Да, кино много значит в жизни актера, много радости дарит ему. Я люблю путаницу павильонов, съемочных площадок, вспышки прожекторов. Люблю настоящие деревья и настоящую, не нарисованную на картоне воду. Беспокойное ожидание солнца и бурное ликование с его появлением. Люблю особую, ни с чем не сравнимую атмосферу киносъемок…

И все-таки Театр — моя любовь, моя жизнь! Театр, несмотря на то, что впервые профессионально начал работать не в нем, а в кино, и оно принесло мне известность, особенно после фильма «Павел Корчагин». Работа на съемочной площадке словно подстегнула мое желание играть, всерьез заняться своей будущей профессией, связать свою жизнь… с театром. И все-таки с ним. Тогда я по-настоящему понял, всем своим нутром почувствовал, что не могу больше ждать, и, как ни трудно было расстаться с университетом, тяга к сцене оказалась сильнее.

Дебют на телевидении состоялся и того раньше — в 1949 году. Однажды нам, участникам драматической студии при заводе имени Лихачева, сказали, что спектакль «Друзья из Питтсбурга» будут показывать по телевидению. Играли прямо перед телекамерой, без предварительной записи на пленку, как говорится, «вживую». Наш руководитель строго-настрого нам наказал: «Не останавливаться, что бы ни случилось, продолжать спектакль при любых обстоятельствах, потому что на нас одновременно смотрят тысячи людей».

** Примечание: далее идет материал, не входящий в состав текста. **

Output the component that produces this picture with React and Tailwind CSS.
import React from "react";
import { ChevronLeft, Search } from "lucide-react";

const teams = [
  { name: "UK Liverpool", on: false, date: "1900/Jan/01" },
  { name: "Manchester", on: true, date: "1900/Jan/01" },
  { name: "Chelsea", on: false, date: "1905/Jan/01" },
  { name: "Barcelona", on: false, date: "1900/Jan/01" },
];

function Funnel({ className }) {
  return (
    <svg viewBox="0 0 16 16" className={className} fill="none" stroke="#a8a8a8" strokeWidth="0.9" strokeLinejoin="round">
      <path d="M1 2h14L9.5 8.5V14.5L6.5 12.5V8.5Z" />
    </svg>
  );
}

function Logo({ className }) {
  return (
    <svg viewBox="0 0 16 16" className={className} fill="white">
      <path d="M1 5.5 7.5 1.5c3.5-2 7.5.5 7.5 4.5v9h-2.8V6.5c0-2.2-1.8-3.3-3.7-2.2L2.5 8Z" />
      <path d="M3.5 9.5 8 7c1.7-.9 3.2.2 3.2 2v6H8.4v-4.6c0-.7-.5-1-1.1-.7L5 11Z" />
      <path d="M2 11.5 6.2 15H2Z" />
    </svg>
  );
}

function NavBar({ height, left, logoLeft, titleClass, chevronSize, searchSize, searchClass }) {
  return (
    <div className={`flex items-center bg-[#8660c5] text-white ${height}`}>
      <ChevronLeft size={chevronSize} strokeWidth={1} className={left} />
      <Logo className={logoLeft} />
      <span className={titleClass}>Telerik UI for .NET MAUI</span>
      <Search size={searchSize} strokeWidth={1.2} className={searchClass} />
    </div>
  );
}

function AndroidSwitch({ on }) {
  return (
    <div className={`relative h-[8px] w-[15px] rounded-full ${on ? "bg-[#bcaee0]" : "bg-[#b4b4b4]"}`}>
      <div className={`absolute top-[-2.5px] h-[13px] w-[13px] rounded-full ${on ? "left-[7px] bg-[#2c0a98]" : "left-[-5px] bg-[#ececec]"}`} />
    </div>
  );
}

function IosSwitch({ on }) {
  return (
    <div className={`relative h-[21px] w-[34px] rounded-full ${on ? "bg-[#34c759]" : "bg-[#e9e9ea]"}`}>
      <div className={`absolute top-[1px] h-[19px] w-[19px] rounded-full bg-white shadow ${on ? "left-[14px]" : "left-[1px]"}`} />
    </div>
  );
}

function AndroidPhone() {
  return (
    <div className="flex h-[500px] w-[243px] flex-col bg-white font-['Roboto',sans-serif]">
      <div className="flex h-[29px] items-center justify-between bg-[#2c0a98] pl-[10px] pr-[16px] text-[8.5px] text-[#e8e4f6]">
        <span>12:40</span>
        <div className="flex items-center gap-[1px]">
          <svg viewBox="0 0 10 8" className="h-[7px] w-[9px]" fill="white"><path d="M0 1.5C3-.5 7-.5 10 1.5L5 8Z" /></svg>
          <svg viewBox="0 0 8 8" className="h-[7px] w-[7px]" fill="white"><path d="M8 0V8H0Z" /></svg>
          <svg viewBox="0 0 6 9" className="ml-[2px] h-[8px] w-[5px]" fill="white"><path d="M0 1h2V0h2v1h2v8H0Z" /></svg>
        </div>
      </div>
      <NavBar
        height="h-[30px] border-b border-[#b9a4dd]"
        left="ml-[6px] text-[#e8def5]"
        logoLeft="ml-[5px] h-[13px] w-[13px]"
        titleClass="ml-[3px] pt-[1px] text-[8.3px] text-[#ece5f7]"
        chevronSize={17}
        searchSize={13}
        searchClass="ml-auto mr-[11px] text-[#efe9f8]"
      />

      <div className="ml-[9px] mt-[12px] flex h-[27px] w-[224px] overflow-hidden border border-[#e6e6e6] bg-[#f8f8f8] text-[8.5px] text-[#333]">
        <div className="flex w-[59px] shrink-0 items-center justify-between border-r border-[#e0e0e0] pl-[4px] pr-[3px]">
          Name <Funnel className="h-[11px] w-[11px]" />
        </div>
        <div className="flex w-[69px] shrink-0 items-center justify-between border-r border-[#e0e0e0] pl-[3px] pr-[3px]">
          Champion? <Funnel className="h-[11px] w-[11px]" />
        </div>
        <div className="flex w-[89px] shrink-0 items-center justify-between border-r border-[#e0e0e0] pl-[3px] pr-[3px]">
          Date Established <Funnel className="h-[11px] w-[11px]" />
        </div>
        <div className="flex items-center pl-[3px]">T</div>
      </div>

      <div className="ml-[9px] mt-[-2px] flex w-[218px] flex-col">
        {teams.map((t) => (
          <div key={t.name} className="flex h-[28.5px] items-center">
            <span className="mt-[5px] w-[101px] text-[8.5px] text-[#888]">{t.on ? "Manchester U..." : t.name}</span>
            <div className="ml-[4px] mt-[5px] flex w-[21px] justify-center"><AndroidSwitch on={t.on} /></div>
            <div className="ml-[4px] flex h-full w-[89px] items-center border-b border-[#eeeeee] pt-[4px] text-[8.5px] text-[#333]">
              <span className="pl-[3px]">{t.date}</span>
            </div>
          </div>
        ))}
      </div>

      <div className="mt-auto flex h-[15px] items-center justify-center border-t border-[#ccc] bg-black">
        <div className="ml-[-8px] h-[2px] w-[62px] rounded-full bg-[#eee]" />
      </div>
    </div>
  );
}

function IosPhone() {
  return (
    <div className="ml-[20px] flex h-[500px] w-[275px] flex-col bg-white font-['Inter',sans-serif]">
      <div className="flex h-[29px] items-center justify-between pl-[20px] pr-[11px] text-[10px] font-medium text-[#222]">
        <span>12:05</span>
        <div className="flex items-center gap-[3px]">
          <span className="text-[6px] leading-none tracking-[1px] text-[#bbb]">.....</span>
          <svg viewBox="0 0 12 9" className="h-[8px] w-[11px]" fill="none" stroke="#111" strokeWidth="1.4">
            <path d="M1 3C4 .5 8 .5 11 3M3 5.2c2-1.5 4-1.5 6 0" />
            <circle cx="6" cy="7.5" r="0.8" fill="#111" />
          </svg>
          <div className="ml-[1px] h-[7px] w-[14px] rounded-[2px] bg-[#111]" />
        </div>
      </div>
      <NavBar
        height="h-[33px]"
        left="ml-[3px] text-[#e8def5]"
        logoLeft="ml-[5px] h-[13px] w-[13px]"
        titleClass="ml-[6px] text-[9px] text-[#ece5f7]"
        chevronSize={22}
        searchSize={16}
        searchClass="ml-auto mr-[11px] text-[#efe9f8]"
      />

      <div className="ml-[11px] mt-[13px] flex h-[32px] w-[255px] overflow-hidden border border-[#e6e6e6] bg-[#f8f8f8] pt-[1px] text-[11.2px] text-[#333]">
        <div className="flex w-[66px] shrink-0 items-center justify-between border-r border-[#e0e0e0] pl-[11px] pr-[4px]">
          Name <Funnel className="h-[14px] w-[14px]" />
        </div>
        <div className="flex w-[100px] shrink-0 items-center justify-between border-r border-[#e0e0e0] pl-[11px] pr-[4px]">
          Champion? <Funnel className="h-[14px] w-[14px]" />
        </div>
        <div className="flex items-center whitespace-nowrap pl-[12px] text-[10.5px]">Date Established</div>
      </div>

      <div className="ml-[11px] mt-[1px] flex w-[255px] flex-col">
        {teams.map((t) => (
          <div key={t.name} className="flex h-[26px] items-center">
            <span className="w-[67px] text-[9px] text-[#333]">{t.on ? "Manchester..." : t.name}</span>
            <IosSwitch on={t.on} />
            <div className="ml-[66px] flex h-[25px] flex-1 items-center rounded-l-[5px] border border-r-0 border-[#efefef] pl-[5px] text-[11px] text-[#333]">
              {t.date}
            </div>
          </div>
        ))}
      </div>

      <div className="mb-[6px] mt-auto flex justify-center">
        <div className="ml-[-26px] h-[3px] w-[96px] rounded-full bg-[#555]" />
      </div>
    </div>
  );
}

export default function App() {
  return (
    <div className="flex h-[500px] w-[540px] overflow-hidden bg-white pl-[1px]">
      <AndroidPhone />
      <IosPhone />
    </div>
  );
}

Помнится, все тогда сошло благополучно, мы героически прошли к финалу сквозь первые актерские тернии телевидения. Из того детского дебюта я вынес и до сегодня сохранил это совершенно особое ощущение огромности телеаудитории и порождаемое им чувство исключительной ответственности перед ней.

Так что с самого начала, с первых шагов в искусстве и до настоящего времени театр, кино, телевидение, эстрада идут рядом, давая возможность пробовать себя в различных сферах актерской деятельности, в разных амплуа, на самом различном литературном материале.

Но с театром связаны мои главные радости и волнения, тревоги и мгновения настоящего актерского счастья. В театре проходит основная творческая жизнь, в нем от спектакля к спектаклю зреет и расцветает талант актера, совершенствуется его мастерство. Только театр дает возможность ежевечерне прожить новую жизнь. Сегодня ты — Цезарь, завтра — Дон Гуан, послезавтра — Маркиз Па де Труа, Калаф, Протасов, Роланд… Театр — это и бесконечные, до седьмого пота, до самоистязания и в то же время как воздух необходимые актеру сладостные часы репетиций, и ни с чем не сравнимая радость встречи с «живым» зрителем, общение с ним и возможность увидеть процесс рождения образа, спектакля в целом. Тем мне и ближе театр, что в нем я прохожу весь путь вызревания роли, процесс поисков окончательного, оптимального решения.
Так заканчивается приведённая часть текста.